Written task
In full and without alteration, repeat the material.

Rows
* * * *

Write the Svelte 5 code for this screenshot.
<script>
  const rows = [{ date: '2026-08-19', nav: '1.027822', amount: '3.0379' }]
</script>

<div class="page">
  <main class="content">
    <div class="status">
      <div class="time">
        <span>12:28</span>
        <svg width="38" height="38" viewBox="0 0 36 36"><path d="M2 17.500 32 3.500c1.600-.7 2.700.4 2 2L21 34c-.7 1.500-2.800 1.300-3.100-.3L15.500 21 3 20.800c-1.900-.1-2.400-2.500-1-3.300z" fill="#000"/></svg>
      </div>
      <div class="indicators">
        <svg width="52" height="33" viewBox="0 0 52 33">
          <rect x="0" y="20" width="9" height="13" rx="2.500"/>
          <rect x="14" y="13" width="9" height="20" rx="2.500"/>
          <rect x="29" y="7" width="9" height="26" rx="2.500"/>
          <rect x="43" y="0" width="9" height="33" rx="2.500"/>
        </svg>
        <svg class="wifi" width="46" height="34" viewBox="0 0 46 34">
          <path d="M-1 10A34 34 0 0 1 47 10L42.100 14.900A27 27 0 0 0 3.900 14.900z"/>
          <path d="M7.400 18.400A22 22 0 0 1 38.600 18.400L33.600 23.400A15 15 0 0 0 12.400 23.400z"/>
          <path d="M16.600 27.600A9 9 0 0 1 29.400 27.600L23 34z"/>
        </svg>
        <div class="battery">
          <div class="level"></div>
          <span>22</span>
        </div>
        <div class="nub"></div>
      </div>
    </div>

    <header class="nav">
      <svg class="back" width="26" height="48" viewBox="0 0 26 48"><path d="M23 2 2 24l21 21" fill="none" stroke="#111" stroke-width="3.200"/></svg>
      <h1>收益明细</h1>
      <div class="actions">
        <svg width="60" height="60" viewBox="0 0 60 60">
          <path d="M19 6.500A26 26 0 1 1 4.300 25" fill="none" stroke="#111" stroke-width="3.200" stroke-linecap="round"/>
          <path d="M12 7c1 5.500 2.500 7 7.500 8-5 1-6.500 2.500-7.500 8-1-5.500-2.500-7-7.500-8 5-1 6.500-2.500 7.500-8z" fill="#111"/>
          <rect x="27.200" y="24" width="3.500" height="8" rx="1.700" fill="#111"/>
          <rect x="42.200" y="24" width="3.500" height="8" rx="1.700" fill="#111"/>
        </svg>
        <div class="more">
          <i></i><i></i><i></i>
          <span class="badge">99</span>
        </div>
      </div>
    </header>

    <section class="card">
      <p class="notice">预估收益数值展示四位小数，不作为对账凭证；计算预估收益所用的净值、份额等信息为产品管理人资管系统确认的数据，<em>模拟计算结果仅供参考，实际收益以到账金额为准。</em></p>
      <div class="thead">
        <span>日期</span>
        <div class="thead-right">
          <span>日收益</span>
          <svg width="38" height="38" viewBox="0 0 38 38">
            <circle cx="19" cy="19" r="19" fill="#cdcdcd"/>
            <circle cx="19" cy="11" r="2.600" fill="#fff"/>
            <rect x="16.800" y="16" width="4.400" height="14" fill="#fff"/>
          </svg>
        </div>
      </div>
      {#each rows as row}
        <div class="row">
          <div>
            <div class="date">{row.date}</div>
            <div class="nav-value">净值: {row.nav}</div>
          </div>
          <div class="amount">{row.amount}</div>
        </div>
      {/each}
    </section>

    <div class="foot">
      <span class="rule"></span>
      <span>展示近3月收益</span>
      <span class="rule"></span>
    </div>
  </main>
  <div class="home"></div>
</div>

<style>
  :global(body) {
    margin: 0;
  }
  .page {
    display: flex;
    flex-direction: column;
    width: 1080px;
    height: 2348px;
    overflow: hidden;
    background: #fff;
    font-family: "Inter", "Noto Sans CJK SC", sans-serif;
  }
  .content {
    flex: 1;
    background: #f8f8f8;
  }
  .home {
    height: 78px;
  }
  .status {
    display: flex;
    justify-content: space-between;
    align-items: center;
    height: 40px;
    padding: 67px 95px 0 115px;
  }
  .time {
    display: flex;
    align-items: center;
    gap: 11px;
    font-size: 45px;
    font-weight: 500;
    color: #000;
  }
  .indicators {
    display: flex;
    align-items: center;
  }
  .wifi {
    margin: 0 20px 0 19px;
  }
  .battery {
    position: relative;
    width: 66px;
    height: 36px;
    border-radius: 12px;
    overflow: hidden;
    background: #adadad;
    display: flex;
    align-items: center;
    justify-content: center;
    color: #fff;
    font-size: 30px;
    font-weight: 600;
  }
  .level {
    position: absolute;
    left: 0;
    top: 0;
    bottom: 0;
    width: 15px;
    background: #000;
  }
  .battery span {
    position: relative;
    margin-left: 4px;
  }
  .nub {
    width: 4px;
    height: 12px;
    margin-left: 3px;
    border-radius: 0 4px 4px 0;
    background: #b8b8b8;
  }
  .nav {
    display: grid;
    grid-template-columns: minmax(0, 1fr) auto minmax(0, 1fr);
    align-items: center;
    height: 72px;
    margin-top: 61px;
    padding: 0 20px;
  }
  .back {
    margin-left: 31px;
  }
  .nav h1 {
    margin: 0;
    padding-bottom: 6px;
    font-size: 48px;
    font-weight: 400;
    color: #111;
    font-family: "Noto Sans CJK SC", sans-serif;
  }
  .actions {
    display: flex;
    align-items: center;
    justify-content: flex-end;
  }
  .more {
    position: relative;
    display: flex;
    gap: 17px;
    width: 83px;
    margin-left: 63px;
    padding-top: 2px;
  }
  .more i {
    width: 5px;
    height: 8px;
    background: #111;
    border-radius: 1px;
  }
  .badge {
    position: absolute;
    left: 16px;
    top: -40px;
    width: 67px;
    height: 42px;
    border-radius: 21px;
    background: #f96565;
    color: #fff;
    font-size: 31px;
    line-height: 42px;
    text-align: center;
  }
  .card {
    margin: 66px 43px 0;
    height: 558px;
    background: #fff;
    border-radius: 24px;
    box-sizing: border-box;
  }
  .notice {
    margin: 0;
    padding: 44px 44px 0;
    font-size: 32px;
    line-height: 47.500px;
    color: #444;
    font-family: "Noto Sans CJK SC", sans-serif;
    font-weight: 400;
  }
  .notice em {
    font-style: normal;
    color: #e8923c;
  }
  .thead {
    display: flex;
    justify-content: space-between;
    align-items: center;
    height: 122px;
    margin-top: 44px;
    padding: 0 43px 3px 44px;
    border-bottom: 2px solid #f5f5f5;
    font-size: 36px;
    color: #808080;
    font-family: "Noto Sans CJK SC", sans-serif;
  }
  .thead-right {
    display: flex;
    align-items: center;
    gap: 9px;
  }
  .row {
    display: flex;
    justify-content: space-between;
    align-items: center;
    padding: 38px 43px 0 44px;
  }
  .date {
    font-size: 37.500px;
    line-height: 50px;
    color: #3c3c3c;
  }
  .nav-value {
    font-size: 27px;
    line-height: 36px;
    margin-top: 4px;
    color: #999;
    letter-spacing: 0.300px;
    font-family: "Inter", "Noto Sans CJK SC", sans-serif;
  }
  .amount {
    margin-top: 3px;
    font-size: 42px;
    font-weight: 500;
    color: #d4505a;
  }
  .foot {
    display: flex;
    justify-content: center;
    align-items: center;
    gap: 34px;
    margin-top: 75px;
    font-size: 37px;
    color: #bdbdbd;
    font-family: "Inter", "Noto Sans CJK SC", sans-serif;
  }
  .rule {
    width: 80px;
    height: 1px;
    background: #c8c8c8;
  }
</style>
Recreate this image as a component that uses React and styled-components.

* * * *

Complete output
Write the Svelte 5 code for this screenshot.
<script>
  const rows = [{ date: '2026-08-19', nav: '1.027822', amount: '3.0379' }]
</script>

<div class="page">
  <main class="content">
    <div class="status">
      <div class="time">
        <span>12:28</span>
        <svg width="38" height="38" viewBox="0 0 36 36"><path d="M2 17.500 32 3.500c1.600-.7 2.700.4 2 2L21 34c-.7 1.500-2.800 1.300-3.100-.3L15.500 21 3 20.800c-1.900-.1-2.400-2.500-1-3.300z" fill="#000"/></svg>
      </div>
      <div class="indicators">
        <svg width="52" height="33" viewBox="0 0 52 33">
          <rect x="0" y="20" width="9" height="13" rx="2.500"/>
          <rect x="14" y="13" width="9" height="20" rx="2.500"/>
          <rect x="29" y="7" width="9" height="26" rx="2.500"/>
          <rect x="43" y="0" width="9" height="33" rx="2.500"/>
        </svg>
        <svg class="wifi" width="46" height="34" viewBox="0 0 46 34">
          <path d="M-1 10A34 34 0 0 1 47 10L42.100 14.900A27 27 0 0 0 3.900 14.900z"/>
          <path d="M7.400 18.400A22 22 0 0 1 38.600 18.400L33.600 23.400A15 15 0 0 0 12.400 23.400z"/>
          <path d="M16.600 27.600A9 9 0 0 1 29.400 27.600L23 34z"/>
        </svg>
        <div class="battery">
          <div class="level"></div>
          <span>22</span>
        </div>
        <div class="nub"></div>
      </div>
    </div>

    <header class="nav">
      <svg class="back" width="26" height="48" viewBox="0 0 26 48"><path d="M23 2 2 24l21 21" fill="none" stroke="#111" stroke-width="3.200"/></svg>
      <h1>收益明细</h1>
      <div class="actions">
        <svg width="60" height="60" viewBox="0 0 60 60">
          <path d="M19 6.500A26 26 0 1 1 4.300 25" fill="none" stroke="#111" stroke-width="3.200" stroke-linecap="round"/>
          <path d="M12 7c1 5.500 2.500 7 7.500 8-5 1-6.500 2.500-7.500 8-1-5.500-2.500-7-7.500-8 5-1 6.500-2.500 7.500-8z" fill="#111"/>
          <rect x="27.200" y="24" width="3.500" height="8" rx="1.700" fill="#111"/>
          <rect x="42.200" y="24" width="3.500" height="8" rx="1.700" fill="#111"/>
        </svg>
        <div class="more">
          <i></i><i></i><i></i>
          <span class="badge">99</span>
        </div>
      </div>
    </header>

    <section class="card">
      <p class="notice">预估收益数值展示四位小数，不作为对账凭证；计算预估收益所用的净值、份额等信息为产品管理人资管系统确认的数据，<em>模拟计算结果仅供参考，实际收益以到账金额为准。</em></p>
      <div class="thead">
        <span>日期</span>
        <div class="thead-right">
          <span>日收益</span>
          <svg width="38" height="38" viewBox="0 0 38 38">
            <circle cx="19" cy="19" r="19" fill="#cdcdcd"/>
            <circle cx="19" cy="11" r="2.600" fill="#fff"/>
            <rect x="16.800" y="16" width="4.400" height="14" fill="#fff"/>
          </svg>
        </div>
      </div>
      {#each rows as row}
        <div class="row">
          <div>
            <div class="date">{row.date}</div>
            <div class="nav-value">净值: {row.nav}</div>
          </div>
          <div class="amount">{row.amount}</div>
        </div>
      {/each}
    </section>

    <div class="foot">
      <span class="rule"></span>
      <span>展示近3月收益</span>
      <span class="rule"></span>
    </div>
  </main>
  <div class="home"></div>
</div>

<style>
  :global(body) {
    margin: 0;
  }
  .page {
    display: flex;
    flex-direction: column;
    width: 1080px;
    height: 2348px;
    overflow: hidden;
    background: #fff;
    font-family: "Inter", "Noto Sans CJK SC", sans-serif;
  }
  .content {
    flex: 1;
    background: #f8f8f8;
  }
  .home {
    height: 78px;
  }
  .status {
    display: flex;
    justify-content: space-between;
    align-items: center;
    height: 40px;
    padding: 67px 95px 0 115px;
  }
  .time {
    display: flex;
    align-items: center;
    gap: 11px;
    font-size: 45px;
    font-weight: 500;
    color: #000;
  }
  .indicators {
    display: flex;
    align-items: center;
  }
  .wifi {
    margin: 0 20px 0 19px;
  }
  .battery {
    position: relative;
    width: 66px;
    height: 36px;
    border-radius: 12px;
    overflow: hidden;
    background: #adadad;
    display: flex;
    align-items: center;
    justify-content: center;
    color: #fff;
    font-size: 30px;
    font-weight: 600;
  }
  .level {
    position: absolute;
    left: 0;
    top: 0;
    bottom: 0;
    width: 15px;
    background: #000;
  }
  .battery span {
    position: relative;
    margin-left: 4px;
  }
  .nub {
    width: 4px;
    height: 12px;
    margin-left: 3px;
    border-radius: 0 4px 4px 0;
    background: #b8b8b8;
  }
  .nav {
    display: grid;
    grid-template-columns: minmax(0, 1fr) auto minmax(0, 1fr);
    align-items: center;
    height: 72px;
    margin-top: 61px;
    padding: 0 20px;
  }
  .back {
    margin-left: 31px;
  }
  .nav h1 {
    margin: 0;
    padding-bottom: 6px;
    font-size: 48px;
    font-weight: 400;
    color: #111;
    font-family: "Noto Sans CJK SC", sans-serif;
  }
  .actions {
    display: flex;
    align-items: center;
    justify-content: flex-end;
  }
  .more {
    position: relative;
    display: flex;
    gap: 17px;
    width: 83px;
    margin-left: 63px;
    padding-top: 2px;
  }
  .more i {
    width: 5px;
    height: 8px;
    background: #111;
    border-radius: 1px;
  }
  .badge {
    position: absolute;
    left: 16px;
    top: -40px;
    width: 67px;
    height: 42px;
    border-radius: 21px;
    background: #f96565;
    color: #fff;
    font-size: 31px;
    line-height: 42px;
    text-align: center;
  }
  .card {
    margin: 66px 43px 0;
    height: 558px;
    background: #fff;
    border-radius: 24px;
    box-sizing: border-box;
  }
  .notice {
    margin: 0;
    padding: 44px 44px 0;
    font-size: 32px;
    line-height: 47.500px;
    color: #444;
    font-family: "Noto Sans CJK SC", sans-serif;
    font-weight: 400;
  }
  .notice em {
    font-style: normal;
    color: #e8923c;
  }
  .thead {
    display: flex;
    justify-content: space-between;
    align-items: center;
    height: 122px;
    margin-top: 44px;
    padding: 0 43px 3px 44px;
    border-bottom: 2px solid #f5f5f5;
    font-size: 36px;
    color: #808080;
    font-family: "Noto Sans CJK SC", sans-serif;
  }
  .thead-right {
    display: flex;
    align-items: center;
    gap: 9px;
  }
  .row {
    display: flex;
    justify-content: space-between;
    align-items: center;
    padding: 38px 43px 0 44px;
  }
  .date {
    font-size: 37.500px;
    line-height: 50px;
    color: #3c3c3c;
  }
  .nav-value {
    font-size: 27px;
    line-height: 36px;
    margin-top: 4px;
    color: #999;
    letter-spacing: 0.300px;
    font-family: "Inter", "Noto Sans CJK SC", sans-serif;
  }
  .amount {
    margin-top: 3px;
    font-size: 42px;
    font-weight: 500;
    color: #d4505a;
  }
  .foot {
    display: flex;
    justify-content: center;
    align-items: center;
    gap: 34px;
    margin-top: 75px;
    font-size: 37px;
    color: #bdbdbd;
    font-family: "Inter", "Noto Sans CJK SC", sans-serif;
  }
  .rule {
    width: 80px;
    height: 1px;
    background: #c8c8c8;
  }
</style>
Recreate this image as a component that uses React and styled-components.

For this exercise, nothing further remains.